Data Stagflation reflects the inherent limitations of algorithms that, while powerful in structure recognition, lack the nuanced creativity and contextual understanding necessary for advancing beyond a certain depth. Data Stagflation represents a critical juncture in AI-driven data analysis, where the value of each additional computational cycle diminishes.

Causes of Data Stagflation

1. Finite Patterns in Data: Most data sets, even large ones, have a limited number of significant patterns. Once AI identifies these patterns, further analysis tends to yield variations of the same information rather than new insights.

2. Algorithmic Constraints: AI models are built on statistical and probabilistic frameworks. These frameworks are excellent at optimizing known information but often struggle with producing novel knowledge, especially without new external data.

3. Lack of Contextual Awareness: AI, by design, lacks a comprehensive understanding of context, often focusing on correlation over causation. Without this deeper comprehension, AI struggles to generate insights that rely on intuitive or human-centric reasoning.

4. Training Data Saturation: When models are repeatedly trained on the same or similar datasets, they tend to reinforce existing structures within that data rather than exploring new directions. This overfitting can lead to a homogenized dataset, where variability is minimized.

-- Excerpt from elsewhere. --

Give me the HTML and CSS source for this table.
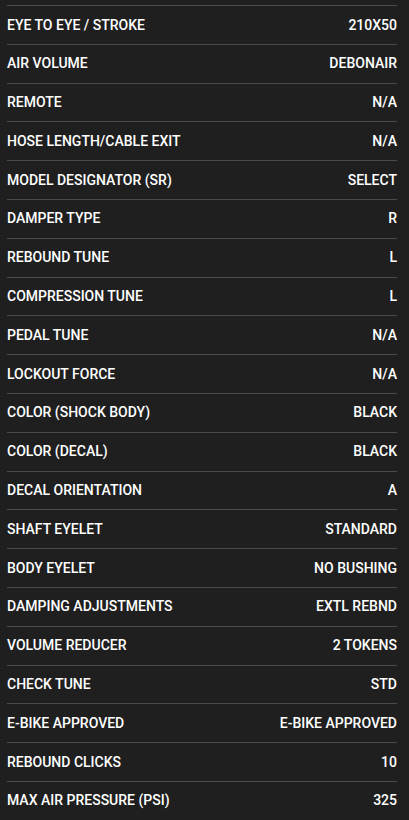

The Implications of Data Stagflation

A. Reduced Innovation

Data Stagflation represents a critical barrier to innovation. While initial AI applications produce meaningful transformations, reaching the stagnation point limits how much further innovation can be achieved. Industries relying on AI for breakthrough insights may find themselves hitting a wall where AI merely confirms what is already known.

B. Confirmation Bias and Data Uniformity

As AI continues to shuffle data, it may begin to reinforce pre-existing biases or trends within the data, leading to an echo chamber effect. This lack of diversity can result in data that increasingly resembles a homogeneous view, limiting alternative perspectives and reducing adaptability.

C. Over-Reliance on AI

With Data Stagflation, there’s a risk of over-relying on AI without human intervention, mistakenly assuming that AI will continue to produce novel insights indefinitely. This belief can hinder the development of new methodologies and stifle creativity.

Avoiding or Delaying Data Stagflation

1. Injecting Diverse Data Sets

Introducing new data, ideally from varied sources and contexts, can help delay Data Stagflation. Fresh inputs can allow AI to identify new patterns and avoid repetitive reconfigurations of existing information.

2. Hybrid Approaches: Integrating Human Insight

Combining AI with human expertise can enhance interpretation, as humans bring a contextual depth and creativity that AI lacks. Human analysts can identify valuable nuances within the data and inject interpretations that prevent homogenization.

3. Continuous Model Evolution

Instead of reapplying the same algorithms, evolving models through innovative architectures, such as reinforcement learning with variable goals, can push AI systems to explore new analytical approaches rather than defaulting to routine optimizations.

4. Cross-Disciplinary Data Fusion

Using data from different fields or disciplines introduces fresh perspectives and variables into the dataset, encouraging the AI to make connections it may not have otherwise encountered within a single domain. Cross-disciplinary analysis can inject variability that helps mitigate Data Stagflation.

The Future of AI and Data Exploration Beyond the Stagflation Point

While Data Stagflation represents a limitation, it also highlights the need for a more balanced approach to data analysis, combining AI-driven efficiency with human creativity and contextual understanding. Moving beyond the stagflation point will likely require hybrid methodologies that view AI not as a replacement for human insight but as a powerful tool in a broader analytical framework.

Future research should investigate how to build adaptable AI systems that can recognize when they are approaching Data Stagflation and either pause for human interpretation or automatically seek additional data sources. Such systems would support a more dynamic, adaptable form of AI, capable of recognizing the boundaries of its refinement potential.

Conclusion: Navigating the Threshold of AI Refinement

Data Stagflation captures a fundamental limitation in AI’s ability to generate truly innovative insights after a certain point. While AI is invaluable for refining data, it cannot indefinitely produce novel understanding without external input, human interpretation, or varied data sources. Recognizing the limitations of AI is crucial for industries relying on it for long-term innovation. By understanding and addressing Data Stagflation, we can leverage AI as a transformative tool without losing sight of the creative, adaptive elements that only human insight can provide.